Se lleva mucho la moda de mercadillo y tener dinero o, al menos, los signos externos de que se tiene. Se aprecia bastante poco la honradez. El resultado no se ha hecho esperar y la gente no se esfuerza por ser honesta, sino por ver la manera de pegar un pelotazo.
Acompaño a mi hijo a ver a un especialista. Son las siete de la tarde. Es un hombre que está en la cincuentena. Ha estudiado una carrera de seis años, se presentó a las oposiciones de Médico Interno Residente, estuvo dos años, se hizo especialista, llega a su casa derrengado, después de diez horas de trabajo, y todavía tiene que leer algún informe referido a su campo profesional. Se le ve cansado. Creo que está íntimamente satisfecho del esfuerzo que ha llevado a cabo y de los logros conseguidos, pero seguro que tiene un vecino que, con menos preparación y más picardía, obtiene mucho más dinero y con bastante menos esfuerzo. Lo grave no estriba en esa diferencia, lo terrible, la carcoma que corroe a esta sociedad es que el resto de los vecinos envidiarán mucho más el último modelo de automóvil del pícaro, que la sapiencia y la entrega del médico, porque lo que ven los demás es un coche pasado de moda y de bajo coste.

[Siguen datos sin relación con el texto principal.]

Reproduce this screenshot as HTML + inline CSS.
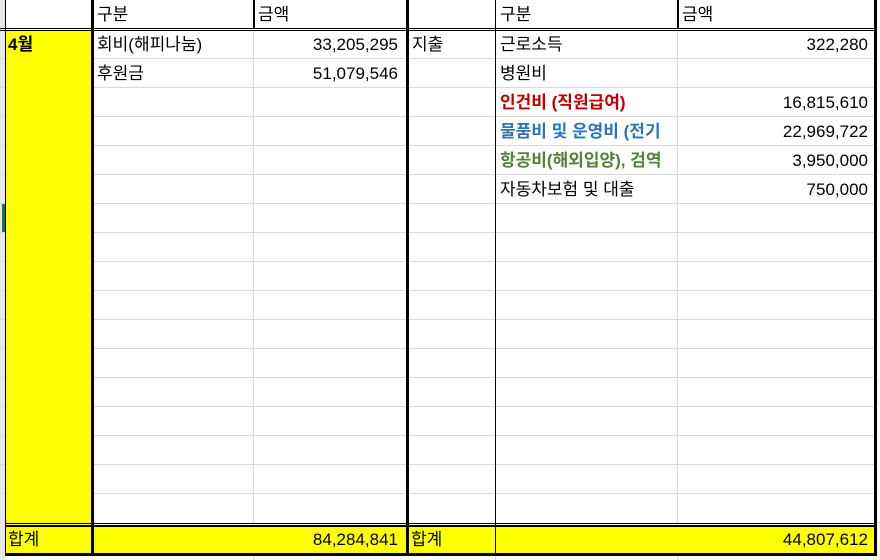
<!DOCTYPE html>
<html><head><meta charset="utf-8"><style>
body{margin:0;width:880px;height:560px;background:#fff;position:relative;overflow:hidden;font-family:"Liberation Sans","Noto Sans CJK KR",sans-serif;font-size:17px;color:#000}
div{position:absolute;box-sizing:border-box}
.h{height:1px;background:#dadada}
.v{width:1px;background:#dadada}
.k{background:#000}
.t{line-height:29px;white-space:nowrap;overflow:hidden}
.r{text-align:right}
.b{font-weight:bold}
</style></head><body>
<div style="left:0;top:0;width:5px;height:560px;background:#e8e8e8"></div>
<div style="left:2px;top:204px;width:3px;height:29px;background:#217346"></div>
<div style="left:6px;top:31px;width:86px;height:522px;background:#ff0"></div>
<div style="left:6px;top:526px;width:868px;height:27px;background:#ff0"></div>

<div class="h" style="left:0;top:58px;width:6px"></div><div class="h" style="left:94px;top:58px;width:781px"></div>
<div class="h" style="left:0;top:87px;width:6px"></div><div class="h" style="left:94px;top:87px;width:781px"></div>
<div class="h" style="left:0;top:116px;width:6px"></div><div class="h" style="left:94px;top:116px;width:781px"></div>
<div class="h" style="left:0;top:145px;width:6px"></div><div class="h" style="left:94px;top:145px;width:781px"></div>
<div class="h" style="left:0;top:174px;width:6px"></div><div class="h" style="left:94px;top:174px;width:781px"></div>
<div class="h" style="left:0;top:203px;width:6px"></div><div class="h" style="left:94px;top:203px;width:781px"></div>
<div class="h" style="left:0;top:232px;width:6px"></div><div class="h" style="left:94px;top:232px;width:781px"></div>
<div class="h" style="left:0;top:261px;width:6px"></div><div class="h" style="left:94px;top:261px;width:781px"></div>
<div class="h" style="left:0;top:290px;width:6px"></div><div class="h" style="left:94px;top:290px;width:781px"></div>
<div class="h" style="left:0;top:319px;width:6px"></div><div class="h" style="left:94px;top:319px;width:781px"></div>
<div class="h" style="left:0;top:348px;width:6px"></div><div class="h" style="left:94px;top:348px;width:781px"></div>
<div class="h" style="left:0;top:377px;width:6px"></div><div class="h" style="left:94px;top:377px;width:781px"></div>
<div class="h" style="left:0;top:406px;width:6px"></div><div class="h" style="left:94px;top:406px;width:781px"></div>
<div class="h" style="left:0;top:435px;width:6px"></div><div class="h" style="left:94px;top:435px;width:781px"></div>
<div class="h" style="left:0;top:464px;width:6px"></div><div class="h" style="left:94px;top:464px;width:781px"></div>
<div class="h" style="left:0;top:493px;width:6px"></div><div class="h" style="left:94px;top:493px;width:781px"></div>
<div class="v" style="left:253px;top:31px;height:492px"></div>
<div class="v" style="left:677px;top:31px;height:492px"></div>
<div class="v" style="left:253px;top:556px;height:4px"></div>
<div class="v" style="left:677px;top:556px;height:4px"></div>
<div class="v" style="left:495px;top:556px;height:4px"></div>

<div class="k" style="left:0;top:28px;width:877px;height:1px"></div>
<div class="k" style="left:0;top:30px;width:877px;height:1px"></div>
<div class="k" style="left:5px;top:0;width:1px;height:556px"></div>
<div class="k" style="left:91px;top:0;width:3px;height:556px"></div>
<div class="k" style="left:253px;top:0;width:2px;height:29px"></div>
<div class="k" style="left:406px;top:0;width:3px;height:556px"></div>
<div class="k" style="left:495px;top:0;width:1px;height:556px"></div>
<div class="k" style="left:677px;top:0;width:2px;height:29px"></div>
<div class="k" style="left:874px;top:0;width:3px;height:556px"></div>
<div class="k" style="left:5px;top:523px;width:872px;height:1px"></div>
<div class="k" style="left:5px;top:525px;width:872px;height:2px"></div>
<div class="k" style="left:5px;top:553px;width:872px;height:3px"></div>

<div class="t" style="left:97px;top:0">구분</div>
<div class="t" style="left:258px;top:0">금액</div>
<div class="t" style="left:500px;top:0">구분</div>
<div class="t" style="left:682px;top:0">금액</div>

<div class="t b" style="left:8px;top:30px">4월</div>
<div class="t" style="left:97px;top:30px">회비(해피나눔)</div>
<div class="t r" style="left:255px;top:30px;width:143px">33,205,295</div>
<div class="t" style="left:97px;top:59px">후원금</div>
<div class="t r" style="left:255px;top:59px;width:143px">51,079,546</div>

<div class="t" style="left:412px;top:30px">지출</div>
<div class="t" style="left:500px;top:30px">근로소득</div>
<div class="t r" style="left:680px;top:30px;width:188px">322,280</div>
<div class="t" style="left:500px;top:59px">병원비</div>
<div class="t b" style="left:500px;top:88px;color:#c00000">인건비 (직원급여)</div>
<div class="t r" style="left:680px;top:88px;width:188px">16,815,610</div>
<div class="t b" style="left:500px;top:117px;width:177px;color:#2e75b6">물품비 및 운영비 (전기</div>
<div class="t r" style="left:680px;top:117px;width:188px">22,969,722</div>
<div class="t b" style="left:500px;top:146px;width:177px;color:#548235">항공비(해외입양), 검역</div>
<div class="t r" style="left:680px;top:146px;width:188px">3,950,000</div>
<div class="t" style="left:500px;top:175px">자동차보험 및 대출</div>
<div class="t r" style="left:680px;top:175px;width:188px">750,000</div>

<div class="t" style="left:8px;top:525px">합계</div>
<div class="t r" style="left:255px;top:525px;width:143px">84,284,841</div>
<div class="t" style="left:411px;top:525px">합계</div>
<div class="t r" style="left:680px;top:525px;width:188px">44,807,612</div>
</body></html>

El embajador que cobra comisiones o la juez que presuntamente ha prevaricado para proteger los negocios de su marido, en Canarias, son una consecuencia de esta adoración al becerro de oro, de este menosprecio de la inteligencia y la dignidad. Hay algunos simples que creen que esto se arregla poniendo límites a los sueldos, o sea, poniendo límites a los asalariados, cuando el problema es mucho más hondo y más terrible. Los corruptos delinquen, pero todos los demás les estimulamos a que lo hagan, porque no apreciamos la inteligencia, ni la bondad, ni la honradez. Es esta exaltación de los resultados de la bellaquería los que nos tiene sumidos en un círculo del que es difícil de salir. No son los políticos. Somos todos colaboradores necesarios para que continúe, en lo privado y en lo público, este aplauso a las consecuencias del pillaje. Y mientras nuestras palmas suenen, las vocaciones al latrocinio seguirán creciendo.